Task requirements:
Each line below must be set down exactly; omit any image you find.

------------------------------------

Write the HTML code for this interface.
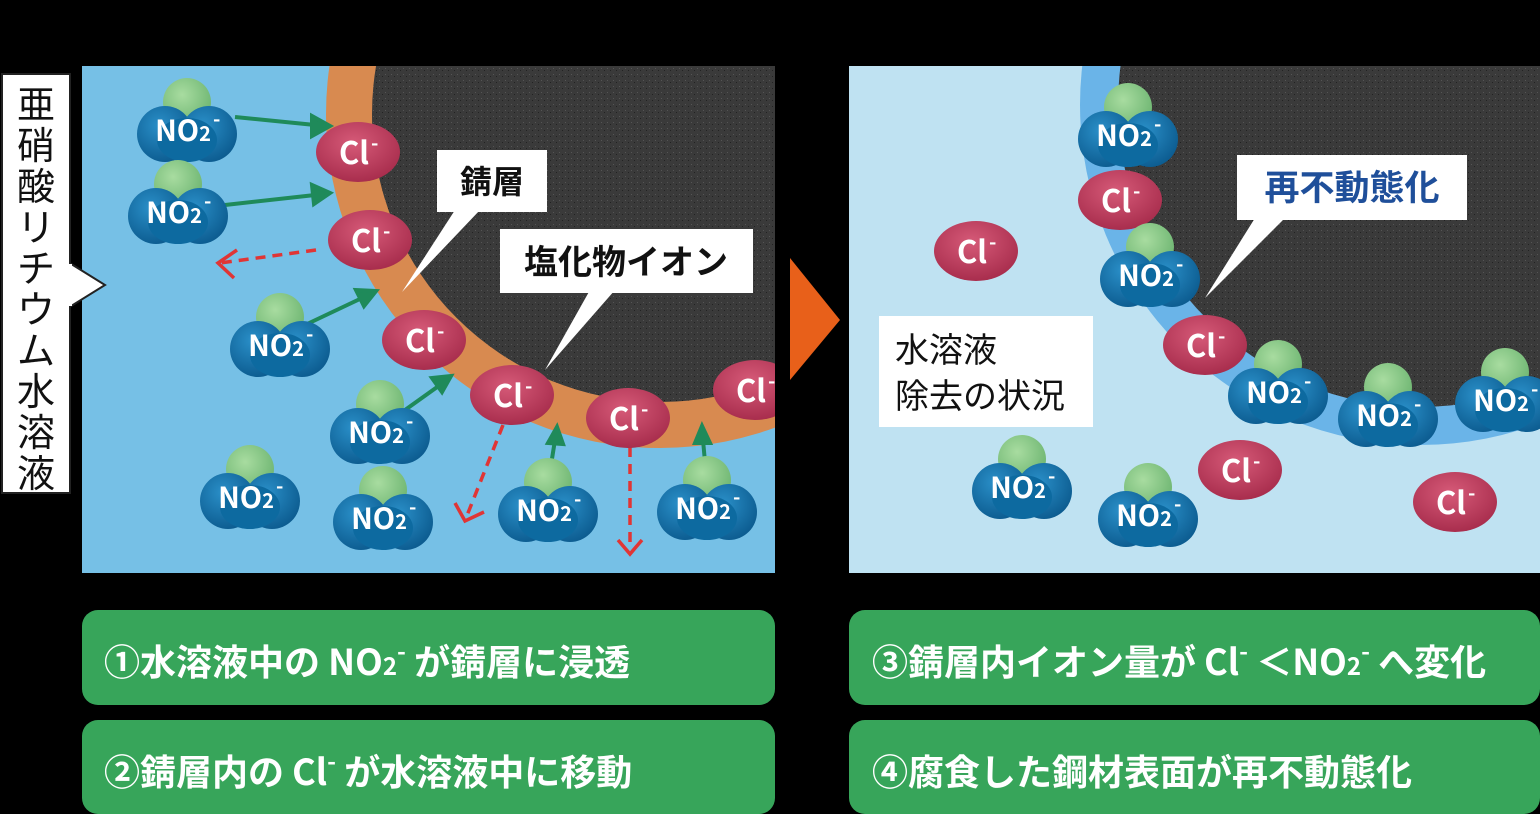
<!DOCTYPE html><html><head><meta charset="utf-8"><style>
html,body{margin:0;padding:0;background:#000;width:1540px;height:814px;overflow:hidden}
svg{display:block}
text{font-family:"Noto Sans CJK JP","Liberation Sans",sans-serif}
</style></head><body>
<svg width="1540" height="814" viewBox="0 0 1540 814" xmlns="http://www.w3.org/2000/svg">
<defs>
<pattern id="nz" width="6" height="6" patternUnits="userSpaceOnUse"><rect width="6" height="6" fill="#3a3a3a"/><rect x="1" y="2" width="1" height="1" fill="#555"/><rect x="4" y="4" width="1" height="1" fill="#222"/></pattern>
<radialGradient id="gb" cx="0.4" cy="0.35" r="0.7"><stop offset="0" stop-color="#2a8fc8"/><stop offset="1" stop-color="#0b5a8e"/></radialGradient>
<radialGradient id="gg" cx="0.4" cy="0.35" r="0.7"><stop offset="0" stop-color="#a8dca0"/><stop offset="1" stop-color="#6cb470"/></radialGradient>
<radialGradient id="gr" cx="0.45" cy="0.35" r="0.7"><stop offset="0" stop-color="#d65a78"/><stop offset="1" stop-color="#a52a4a"/></radialGradient>
<g id="no2"><circle cx="0" cy="-28" r="24" fill="url(#gg)"/><circle cx="-22" cy="4" r="28" fill="url(#gb)"/><circle cx="22" cy="4" r="28" fill="url(#gb)"/><ellipse cx="0" cy="10" rx="30" ry="22" fill="#0d6aa0"/><text x="-4" y="11" text-anchor="middle" font-size="29" font-weight="bold" fill="#fff">NO<tspan font-size="20">2</tspan></text><text x="26" y="-4" font-size="20" font-weight="bold" fill="#fff">-</text></g>
<g id="cl"><ellipse cx="0" cy="0" rx="42" ry="30" fill="url(#gr)"/><text x="-4" y="12" text-anchor="middle" font-size="31" font-weight="bold" fill="#fff">Cl</text><text x="13" y="-2" font-size="20" font-weight="bold" fill="#fff">-</text></g>
<clipPath id="cL"><rect x="82" y="66" width="693" height="507"/></clipPath>
<clipPath id="cR"><rect x="849" y="66" width="691" height="507"/></clipPath>
</defs>

<polygon points="790,258 840,320 790,380" fill="#e8601a"/>

<g clip-path="url(#cL)">
<rect x="82" y="66" width="693" height="507" fill="#76c0e6"/>
<circle cx="660" cy="114" r="334" fill="#d88a50"/>
<circle cx="660" cy="114" r="288" fill="url(#nz)"/>
<g stroke="#1f8a5a" stroke-width="4" fill="#1f8a5a">
<line x1="235" y1="117" x2="315" y2="125"/><polygon points="330,126 312,116 312,136"/>
<line x1="225" y1="205" x2="315" y2="195"/><polygon points="330,193 312,185 314,204"/>
<line x1="305" y1="325" x2="362" y2="298"/><polygon points="376,291 356,290 364,306"/>
<line x1="405" y1="410" x2="440" y2="385"/><polygon points="451,376 432,378 442,392"/>
<line x1="551" y1="465" x2="555" y2="440"/><polygon points="557,427 548,443 563,444"/>
<line x1="705" y1="462" x2="703" y2="440"/><polygon points="702,426 695,443 710,443"/>
</g>
<g stroke="#e03535" stroke-width="3.5" fill="none" stroke-dasharray="10,7">
<line x1="316" y1="250" x2="220" y2="263"/>
<line x1="503" y1="425" x2="466" y2="518"/>
<line x1="630" y1="447" x2="630" y2="548"/>
</g>
<g stroke="#e03535" stroke-width="3.5" fill="none">
<polyline points="237,250 218,263 234,278"/>
<polyline points="455,503 465,521 484,512"/>
<polyline points="618,540 630,554 642,540"/>
</g>
<use href="#cl" x="358" y="152"/><use href="#cl" x="370" y="240"/><use href="#cl" x="424" y="340"/><use href="#cl" x="512" y="395"/><use href="#cl" x="628" y="418"/><use href="#cl" x="755" y="390"/>
<use href="#no2" x="187" y="130"/><use href="#no2" x="178" y="212"/><use href="#no2" x="280" y="345"/><use href="#no2" x="380" y="432"/><use href="#no2" x="250" y="497"/><use href="#no2" x="383" y="518"/><use href="#no2" x="548" y="510"/><use href="#no2" x="707" y="508"/>
<polygon points="455,210 480,210 402,292" fill="#fff"/>
<rect x="437" y="150" width="110" height="62" fill="#fff"/>
<text x="492" y="193" text-anchor="middle" font-size="32" font-weight="bold" fill="#111">錆層</text>
<polygon points="590,290 615,290 545,370" fill="#fff"/>
<rect x="500" y="229" width="253" height="64" fill="#fff"/>
<text x="626" y="274" text-anchor="middle" font-size="34" font-weight="bold" fill="#111">塩化物イオン</text>
</g>

<polygon points="68,262 105,285 68,308" fill="#fff" stroke="#222" stroke-width="2"/>
<rect x="2" y="74" width="68" height="419" fill="#fff" stroke="#222" stroke-width="2"/>
<rect x="66" y="264" width="6" height="42" fill="#fff"/>
<text font-size="38" fill="#111" text-anchor="middle">
<tspan x="36" y="118">亜</tspan><tspan x="36" y="159">硝</tspan><tspan x="36" y="200">酸</tspan><tspan x="36" y="241">リ</tspan><tspan x="36" y="282">チ</tspan><tspan x="36" y="323">ウ</tspan><tspan x="36" y="364">ム</tspan><tspan x="36" y="405">水</tspan><tspan x="36" y="446">溶</tspan><tspan x="36" y="487">液</tspan></text>

<g clip-path="url(#cR)">
<rect x="849" y="66" width="691" height="507" fill="#bfe2f2"/>
<circle cx="1420" cy="105" r="340" fill="#6ab4e8"/>
<circle cx="1420" cy="105" r="302" fill="url(#nz)"/>
<use href="#cl" x="1120" y="200"/><use href="#cl" x="976" y="251"/><use href="#cl" x="1205" y="345"/><use href="#cl" x="1240" y="470"/><use href="#cl" x="1455" y="502"/>
<use href="#no2" x="1128" y="135"/><use href="#no2" x="1150" y="275"/><use href="#no2" x="1278" y="392"/><use href="#no2" x="1388" y="415"/><use href="#no2" x="1505" y="400"/><use href="#no2" x="1022" y="487"/><use href="#no2" x="1148" y="515"/>
<polygon points="1255,218 1285,218 1205,298" fill="#fff"/>
<rect x="1237" y="155" width="230" height="65" fill="#fff"/>
<text x="1352" y="200" text-anchor="middle" font-size="35" font-weight="bold" fill="#1f4f9a">再不動態化</text>
<rect x="879" y="316" width="214" height="111" fill="#fff"/>
<text font-size="34" fill="#111"><tspan x="895" y="362">水溶液</tspan><tspan x="895" y="408">除去の状況</tspan></text>
</g>

<g fill="#37a55a">
<rect x="82" y="610" width="693" height="95" rx="16"/>
<rect x="82" y="720" width="693" height="94" rx="16"/>
<rect x="849" y="610" width="691" height="95" rx="16"/>
<rect x="849" y="720" width="691" height="94" rx="16"/>
</g>
<g font-size="36" font-weight="bold" fill="#fff">
<text x="104" y="675">①水溶液中の NO<tspan font-size="24">2</tspan><tspan dy="-15" font-size="24">-</tspan><tspan dy="15"> が錆層に浸透</tspan></text>
<text x="104" y="785">②錆層内の Cl<tspan dy="-15" font-size="24">-</tspan><tspan dy="15"> が水溶液中に移動</tspan></text>
<text x="872" y="675">③錆層内イオン量が Cl<tspan dy="-15" font-size="24">-</tspan><tspan dy="15"> ＜NO</tspan><tspan font-size="24">2</tspan><tspan dy="-15" font-size="24">-</tspan><tspan dy="15"> へ変化</tspan></text>
<text x="872" y="785">④腐食した鋼材表面が再不動態化</text>
</g>
</svg>
</body></html>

------------------------------------

The output:
Write the HTML code for this interface.
<!DOCTYPE html><html><head><meta charset="utf-8"><style>
html,body{margin:0;padding:0;background:#000;width:1540px;height:814px;overflow:hidden}
svg{display:block}
text{font-family:"Noto Sans CJK JP","Liberation Sans",sans-serif}
</style></head><body>
<svg width="1540" height="814" viewBox="0 0 1540 814" xmlns="http://www.w3.org/2000/svg">
<defs>
<pattern id="nz" width="6" height="6" patternUnits="userSpaceOnUse"><rect width="6" height="6" fill="#3a3a3a"/><rect x="1" y="2" width="1" height="1" fill="#555"/><rect x="4" y="4" width="1" height="1" fill="#222"/></pattern>
<radialGradient id="gb" cx="0.4" cy="0.35" r="0.7"><stop offset="0" stop-color="#2a8fc8"/><stop offset="1" stop-color="#0b5a8e"/></radialGradient>
<radialGradient id="gg" cx="0.4" cy="0.35" r="0.7"><stop offset="0" stop-color="#a8dca0"/><stop offset="1" stop-color="#6cb470"/></radialGradient>
<radialGradient id="gr" cx="0.45" cy="0.35" r="0.7"><stop offset="0" stop-color="#d65a78"/><stop offset="1" stop-color="#a52a4a"/></radialGradient>
<g id="no2"><circle cx="0" cy="-28" r="24" fill="url(#gg)"/><circle cx="-22" cy="4" r="28" fill="url(#gb)"/><circle cx="22" cy="4" r="28" fill="url(#gb)"/><ellipse cx="0" cy="10" rx="30" ry="22" fill="#0d6aa0"/><text x="-4" y="11" text-anchor="middle" font-size="29" font-weight="bold" fill="#fff">NO<tspan font-size="20">2</tspan></text><text x="26" y="-4" font-size="20" font-weight="bold" fill="#fff">-</text></g>
<g id="cl"><ellipse cx="0" cy="0" rx="42" ry="30" fill="url(#gr)"/><text x="-4" y="12" text-anchor="middle" font-size="31" font-weight="bold" fill="#fff">Cl</text><text x="13" y="-2" font-size="20" font-weight="bold" fill="#fff">-</text></g>
<clipPath id="cL"><rect x="82" y="66" width="693" height="507"/></clipPath>
<clipPath id="cR"><rect x="849" y="66" width="691" height="507"/></clipPath>
</defs>

<polygon points="790,258 840,320 790,380" fill="#e8601a"/>

<g clip-path="url(#cL)">
<rect x="82" y="66" width="693" height="507" fill="#76c0e6"/>
<circle cx="660" cy="114" r="334" fill="#d88a50"/>
<circle cx="660" cy="114" r="288" fill="url(#nz)"/>
<g stroke="#1f8a5a" stroke-width="4" fill="#1f8a5a">
<line x1="235" y1="117" x2="315" y2="125"/><polygon points="330,126 312,116 312,136"/>
<line x1="225" y1="205" x2="315" y2="195"/><polygon points="330,193 312,185 314,204"/>
<line x1="305" y1="325" x2="362" y2="298"/><polygon points="376,291 356,290 364,306"/>
<line x1="405" y1="410" x2="440" y2="385"/><polygon points="451,376 432,378 442,392"/>
<line x1="551" y1="465" x2="555" y2="440"/><polygon points="557,427 548,443 563,444"/>
<line x1="705" y1="462" x2="703" y2="440"/><polygon points="702,426 695,443 710,443"/>
</g>
<g stroke="#e03535" stroke-width="3.5" fill="none" stroke-dasharray="10,7">
<line x1="316" y1="250" x2="220" y2="263"/>
<line x1="503" y1="425" x2="466" y2="518"/>
<line x1="630" y1="447" x2="630" y2="548"/>
</g>
<g stroke="#e03535" stroke-width="3.5" fill="none">
<polyline points="237,250 218,263 234,278"/>
<polyline points="455,503 465,521 484,512"/>
<polyline points="618,540 630,554 642,540"/>
</g>
<use href="#cl" x="358" y="152"/><use href="#cl" x="370" y="240"/><use href="#cl" x="424" y="340"/><use href="#cl" x="512" y="395"/><use href="#cl" x="628" y="418"/><use href="#cl" x="755" y="390"/>
<use href="#no2" x="187" y="130"/><use href="#no2" x="178" y="212"/><use href="#no2" x="280" y="345"/><use href="#no2" x="380" y="432"/><use href="#no2" x="250" y="497"/><use href="#no2" x="383" y="518"/><use href="#no2" x="548" y="510"/><use href="#no2" x="707" y="508"/>
<polygon points="455,210 480,210 402,292" fill="#fff"/>
<rect x="437" y="150" width="110" height="62" fill="#fff"/>
<text x="492" y="193" text-anchor="middle" font-size="32" font-weight="bold" fill="#111">錆層</text>
<polygon points="590,290 615,290 545,370" fill="#fff"/>
<rect x="500" y="229" width="253" height="64" fill="#fff"/>
<text x="626" y="274" text-anchor="middle" font-size="34" font-weight="bold" fill="#111">塩化物イオン</text>
</g>

<polygon points="68,262 105,285 68,308" fill="#fff" stroke="#222" stroke-width="2"/>
<rect x="2" y="74" width="68" height="419" fill="#fff" stroke="#222" stroke-width="2"/>
<rect x="66" y="264" width="6" height="42" fill="#fff"/>
<text font-size="38" fill="#111" text-anchor="middle">
<tspan x="36" y="118">亜</tspan><tspan x="36" y="159">硝</tspan><tspan x="36" y="200">酸</tspan><tspan x="36" y="241">リ</tspan><tspan x="36" y="282">チ</tspan><tspan x="36" y="323">ウ</tspan><tspan x="36" y="364">ム</tspan><tspan x="36" y="405">水</tspan><tspan x="36" y="446">溶</tspan><tspan x="36" y="487">液</tspan></text>

<g clip-path="url(#cR)">
<rect x="849" y="66" width="691" height="507" fill="#bfe2f2"/>
<circle cx="1420" cy="105" r="340" fill="#6ab4e8"/>
<circle cx="1420" cy="105" r="302" fill="url(#nz)"/>
<use href="#cl" x="1120" y="200"/><use href="#cl" x="976" y="251"/><use href="#cl" x="1205" y="345"/><use href="#cl" x="1240" y="470"/><use href="#cl" x="1455" y="502"/>
<use href="#no2" x="1128" y="135"/><use href="#no2" x="1150" y="275"/><use href="#no2" x="1278" y="392"/><use href="#no2" x="1388" y="415"/><use href="#no2" x="1505" y="400"/><use href="#no2" x="1022" y="487"/><use href="#no2" x="1148" y="515"/>
<polygon points="1255,218 1285,218 1205,298" fill="#fff"/>
<rect x="1237" y="155" width="230" height="65" fill="#fff"/>
<text x="1352" y="200" text-anchor="middle" font-size="35" font-weight="bold" fill="#1f4f9a">再不動態化</text>
<rect x="879" y="316" width="214" height="111" fill="#fff"/>
<text font-size="34" fill="#111"><tspan x="895" y="362">水溶液</tspan><tspan x="895" y="408">除去の状況</tspan></text>
</g>

<g fill="#37a55a">
<rect x="82" y="610" width="693" height="95" rx="16"/>
<rect x="82" y="720" width="693" height="94" rx="16"/>
<rect x="849" y="610" width="691" height="95" rx="16"/>
<rect x="849" y="720" width="691" height="94" rx="16"/>
</g>
<g font-size="36" font-weight="bold" fill="#fff">
<text x="104" y="675">①水溶液中の NO<tspan font-size="24">2</tspan><tspan dy="-15" font-size="24">-</tspan><tspan dy="15"> が錆層に浸透</tspan></text>
<text x="104" y="785">②錆層内の Cl<tspan dy="-15" font-size="24">-</tspan><tspan dy="15"> が水溶液中に移動</tspan></text>
<text x="872" y="675">③錆層内イオン量が Cl<tspan dy="-15" font-size="24">-</tspan><tspan dy="15"> ＜NO</tspan><tspan font-size="24">2</tspan><tspan dy="-15" font-size="24">-</tspan><tspan dy="15"> へ変化</tspan></text>
<text x="872" y="785">④腐食した鋼材表面が再不動態化</text>
</g>
</svg>
</body></html>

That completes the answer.